Samuel Chambliss:
Wetlands and Rhinos
Sam Chambliss had always been fascinated with nature and the environment, but unlike most people he made both his life’s mission — from fighting as a lawyer to protect Connecticut’s open spaces to acquiring a huge ranch in Zimbabwe to protect rhinos, elephants and other wildlife.
Samuel Mauldin Chambliss was born in New Jersey in 1929, graduated from Bucknell University, and earned his doctor of law degree at the University of Pennsylvania. He went on to earn his master’s in military law from the Judge Advocate General School at the University of Virginia. He then served in Germany as a captain in the JAG Corps of the U.S. Army.
For a while, he practiced with the family firm in Chattanooga, Tenn., co-founded by his grandfather. He later moved to Connecticut where he continued his legal practice in Westport before settling in Ridgefield, becoming a specialist in the emerging field of environmental law.
Two of his major clients were in the town of Redding, where he served as attorney to the Conservation Commission and the Redding Land Trust.
His reputation was such that, at the request of the Connecticut Department of Environmental Protection, he wrote the first draft of the Connecticut’s Inland Wetlands Act, which to this day governs land uses in wetlands.
He and his wife, Janet Bavier Parris, visited Zimbabwe in 1983, and fell in love with the countryside.
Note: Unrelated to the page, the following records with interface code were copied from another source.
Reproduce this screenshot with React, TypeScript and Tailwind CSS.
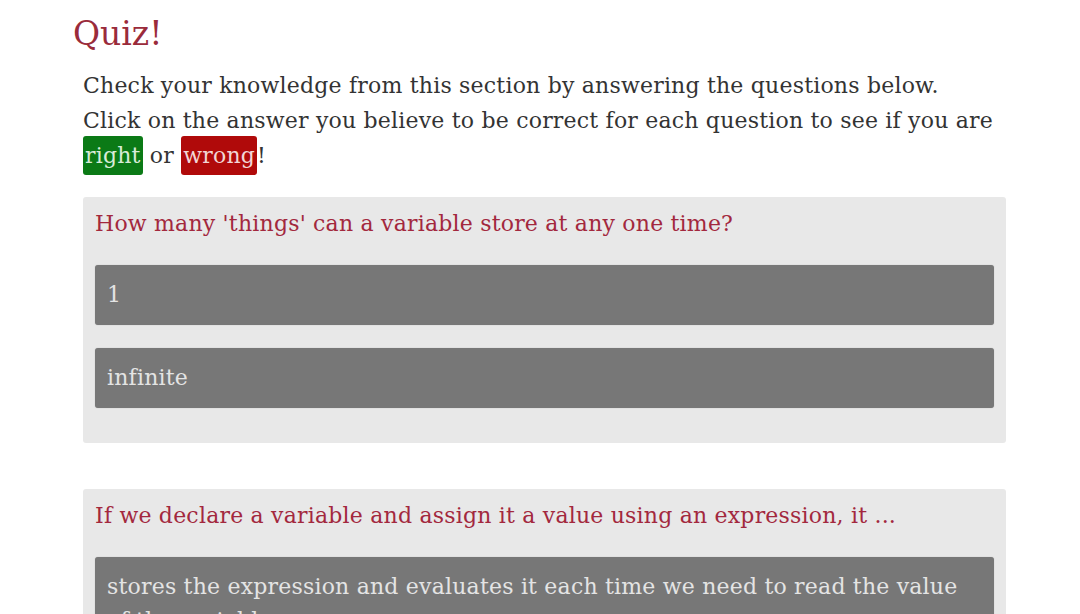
const questions = [
  {
    id: 1,
    text: "How many 'things' can a variable store at any one time?",
    answers: ["1", "infinite"],
  },
  {
    id: 2,
    text: "If we declare a variable and assign it a value using an expression, it ...",
    answers: [
      "stores the expression and evaluates it each time we need to read the value of the variable",
      "evaluates the expression and stores the result",
    ],
  },
];

export default function App() {
  return (
    <div
      className="min-h-screen bg-white text-[#333]"
      style={{ fontFamily: '"DejaVu Serif", "Liberation Serif", serif' }}
    >
      <div className="w-[933px] ml-[73px] pt-[14px]">
        <h1 className="text-[33px] leading-[40px] text-[#9a2b3b] font-light">Quiz!</h1>

        <div className="ml-[10px] mt-[14px] text-[22px] tracking-[0.2px] leading-[35px]">
          <p>Check your knowledge from this section by answering the questions below.</p>
          <p>
            Click on the answer you believe to be correct for each question to see if you are
          </p>
          <p>
            <span className="bg-[#0b7a16] text-[#d8ecd8] rounded-[3px] px-[2px] py-[7px]">right</span> or{" "}
            <span className="bg-[#b00a0a] text-[#f2d6d6] rounded-[3px] px-[2px] py-[7px]">wrong</span>!
          </p>
        </div>

        {/* Questions */}
        <div className="ml-[10px] mt-[24px] space-y-[46px]">
          {questions.map((q) => (
            <div key={q.id} className="bg-[#e8e8e8] rounded-[3px] pt-[10px] pb-[35px] px-[12px]">
              <p className="text-[22px] tracking-[0.2px] leading-[34px] text-[#a3283e]">{q.text}</p>
              <div className="mt-[24px] space-y-[23px]">
                {q.answers.map((a) => (
                  <button
                    key={a}
                    className="block w-full text-left bg-[#777] rounded-[3px] px-[12px] py-[13px] text-[22px] tracking-[0.2px] leading-[34px] text-[#e4e4e4] shadow-[0_0_1px_rgba(0,0,0,0.3)]"
                  >
                    {a}
                  </button>
                ))}
              </div>
            </div>
          ))}
        </div>
      </div>
    </div>
  );
}
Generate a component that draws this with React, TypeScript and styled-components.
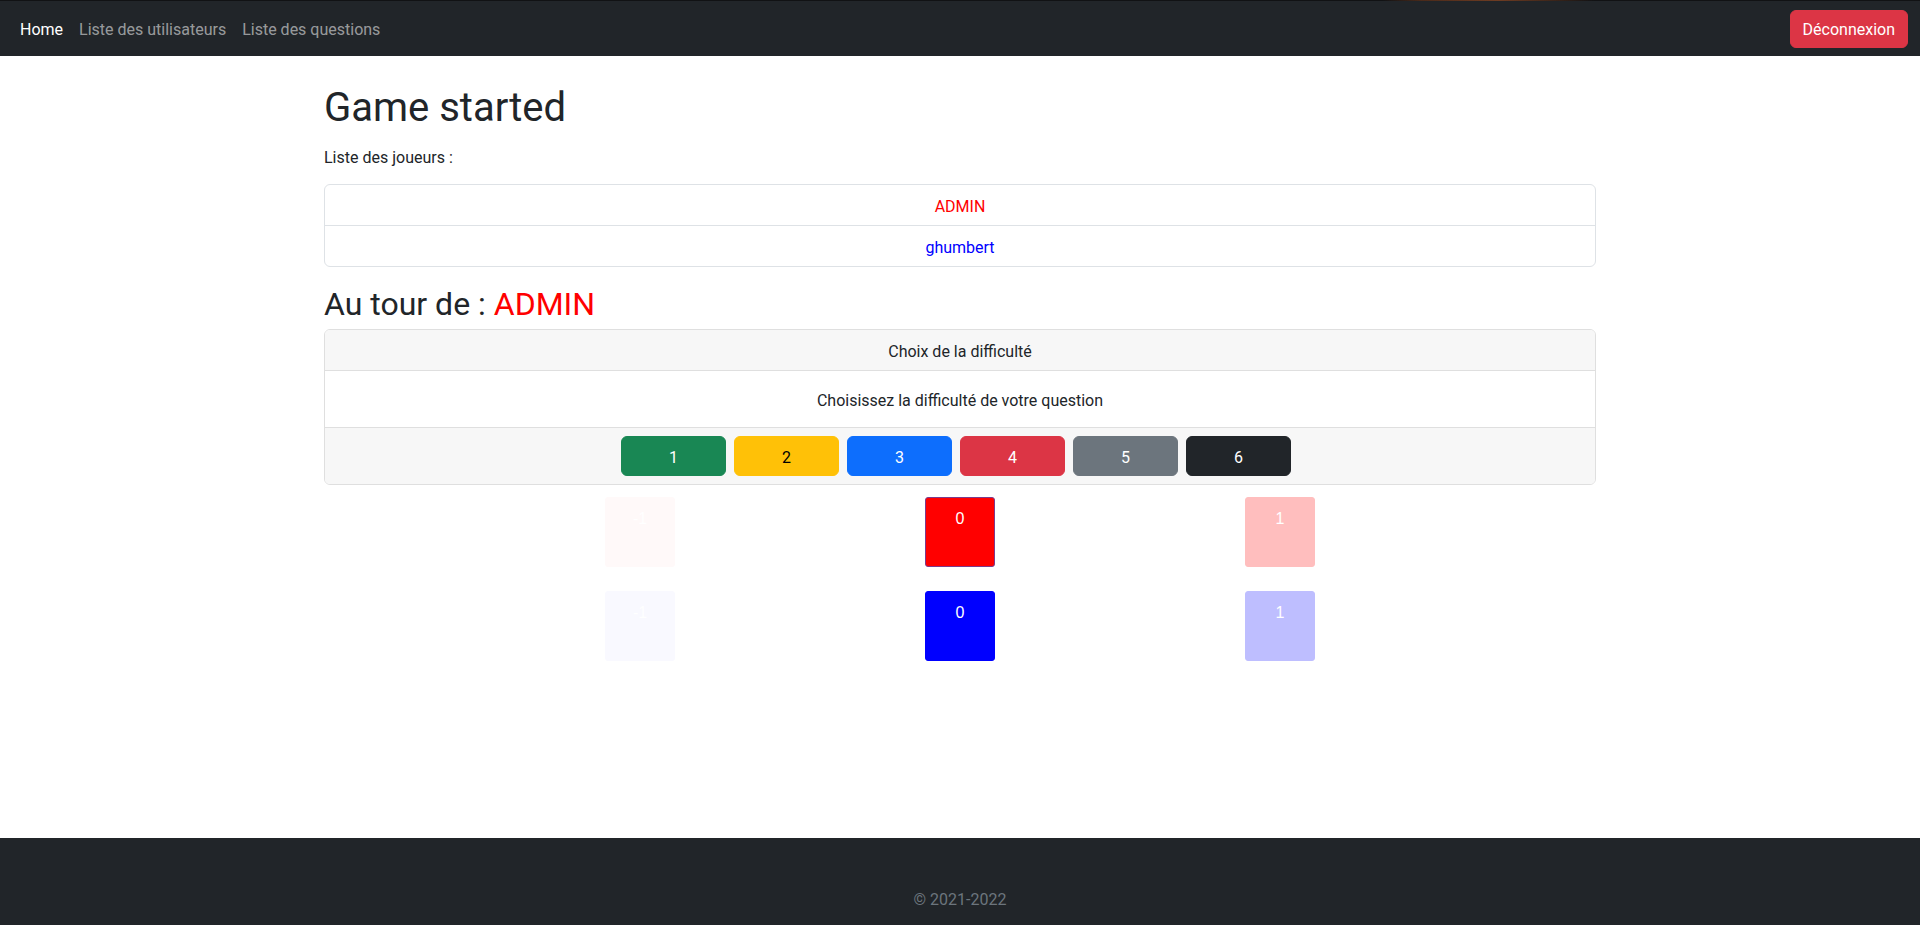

In 1985 they bought 18,500 acres of African savanna and moved there permanently in 1987 when the the government asked them to be custodians of that country’s endangered black rhino.
The Chamblisses and two neighboring landowners enclosed their property with an electric fence, creating a 60,000-acre preserve.
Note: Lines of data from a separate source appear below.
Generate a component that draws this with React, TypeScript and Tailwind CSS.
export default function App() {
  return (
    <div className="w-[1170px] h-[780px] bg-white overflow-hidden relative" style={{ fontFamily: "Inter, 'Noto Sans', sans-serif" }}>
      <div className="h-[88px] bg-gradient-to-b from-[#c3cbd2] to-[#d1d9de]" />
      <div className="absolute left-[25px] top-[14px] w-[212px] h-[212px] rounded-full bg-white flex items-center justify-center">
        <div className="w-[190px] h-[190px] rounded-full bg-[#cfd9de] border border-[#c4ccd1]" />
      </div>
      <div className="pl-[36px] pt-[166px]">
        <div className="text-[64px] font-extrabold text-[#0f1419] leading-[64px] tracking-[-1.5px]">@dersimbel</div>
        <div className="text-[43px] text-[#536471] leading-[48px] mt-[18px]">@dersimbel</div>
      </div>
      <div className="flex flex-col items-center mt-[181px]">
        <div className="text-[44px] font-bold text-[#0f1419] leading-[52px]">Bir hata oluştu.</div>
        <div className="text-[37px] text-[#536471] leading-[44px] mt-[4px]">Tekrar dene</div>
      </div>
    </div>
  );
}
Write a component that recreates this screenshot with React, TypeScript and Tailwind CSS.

“We’ve got zebra, waterbuck, kudu, impala, reedbuck, elands, and the tsessebe, which is the fastest antelope in the world,” he told The Press in 1989. “There are also leopard and cheetah.”
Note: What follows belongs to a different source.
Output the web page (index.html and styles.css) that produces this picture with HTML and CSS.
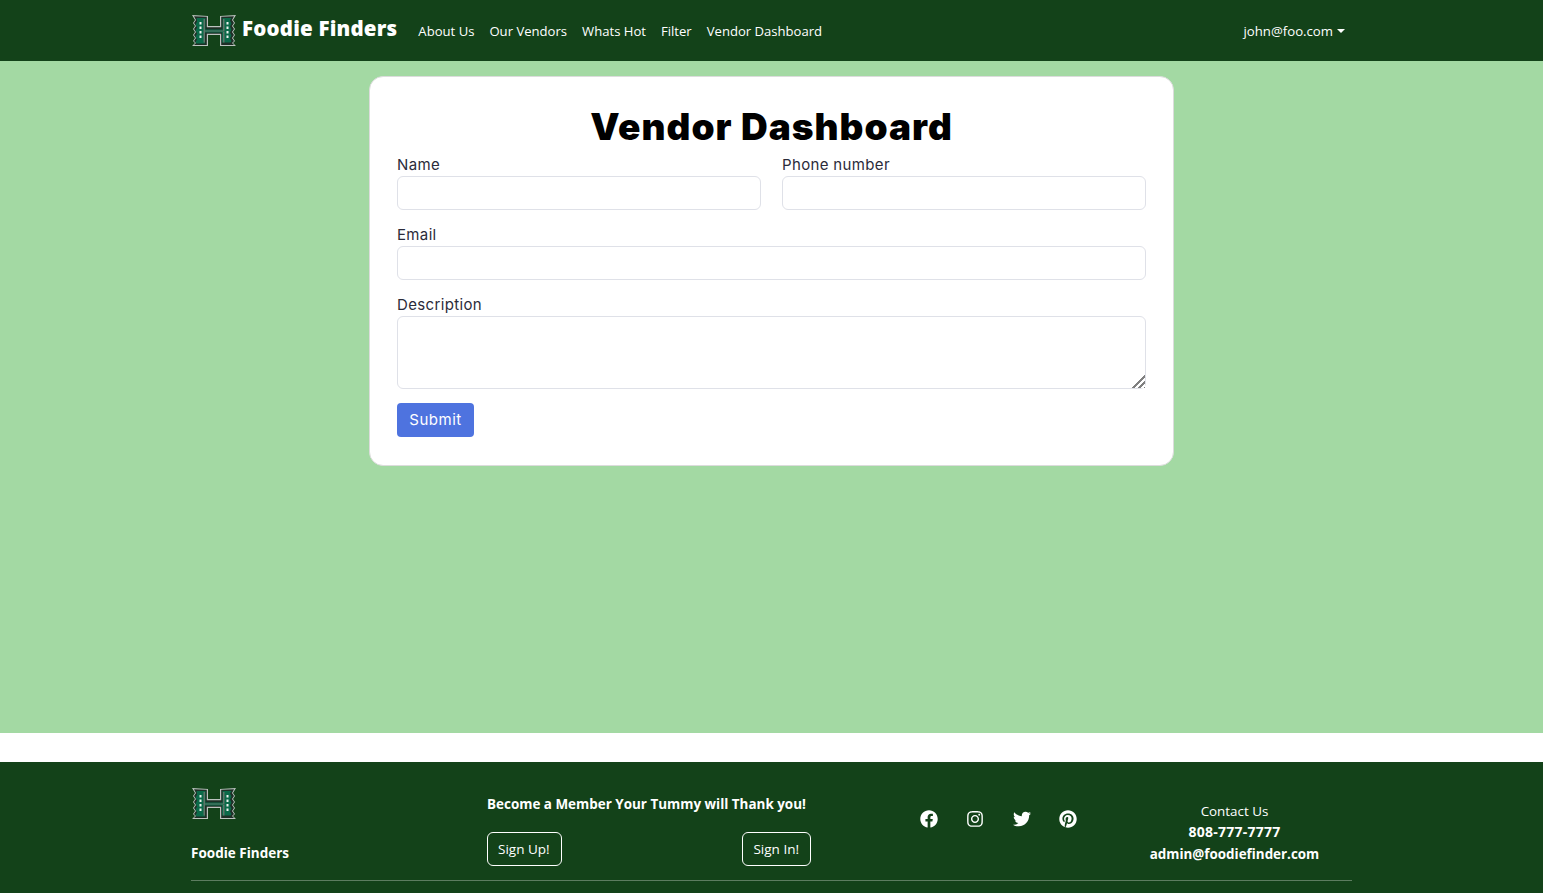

However, “right now, one of the big things is to save the rhino, and Zimbabwe is just about the last country where there is a significant rhino population,” Chambliss said.
The rhinos the Chamblisses were trying to protect weren’t the friendliest of creatures. Soon after they set up their reserve, the government trucked in a black rhino that, threatened in another part of the country, had been captured and put in a crate for transfer.
“It came out of the crate and it had enough of being cooped up. It was looking for something to damage,” Chambliss said.
“Someone had left a pickup truck with two dogs in it parked nearby. After the first time he hit it, the truck bounced up and down on its shocks, which convinced the rhino it was alive.
“He kept jabbing his horn between the truck and the front tire. Finally he hit the tire, which gave up the ghost with a loud sssss.
“He kept right on killing the truck, till finally his horn came out through the top of the hood.
“We were all up trees like ornaments,” his wife, Janet, said. “Sam was up a tree, but only about five feet up, and someone told him to go higher. Eventually, the rhino got around to him and rammed the branch where he had been standing.”
After the rhino was through with the pickup and several treed bystanders, the animal turned on the 18-wheeler that had brought him.
After the rhino attacked the big truck, it “didn’t move,” Chambliss said, “and the rhino assumed it was dead. After a while he wandered off into the bush.”
Elephants provided a more pleasant experience. “We got 10 calves with the idea of starting our own little elephant herd,” he said. “But all 10 turned out to be males, even though they promised us three females.”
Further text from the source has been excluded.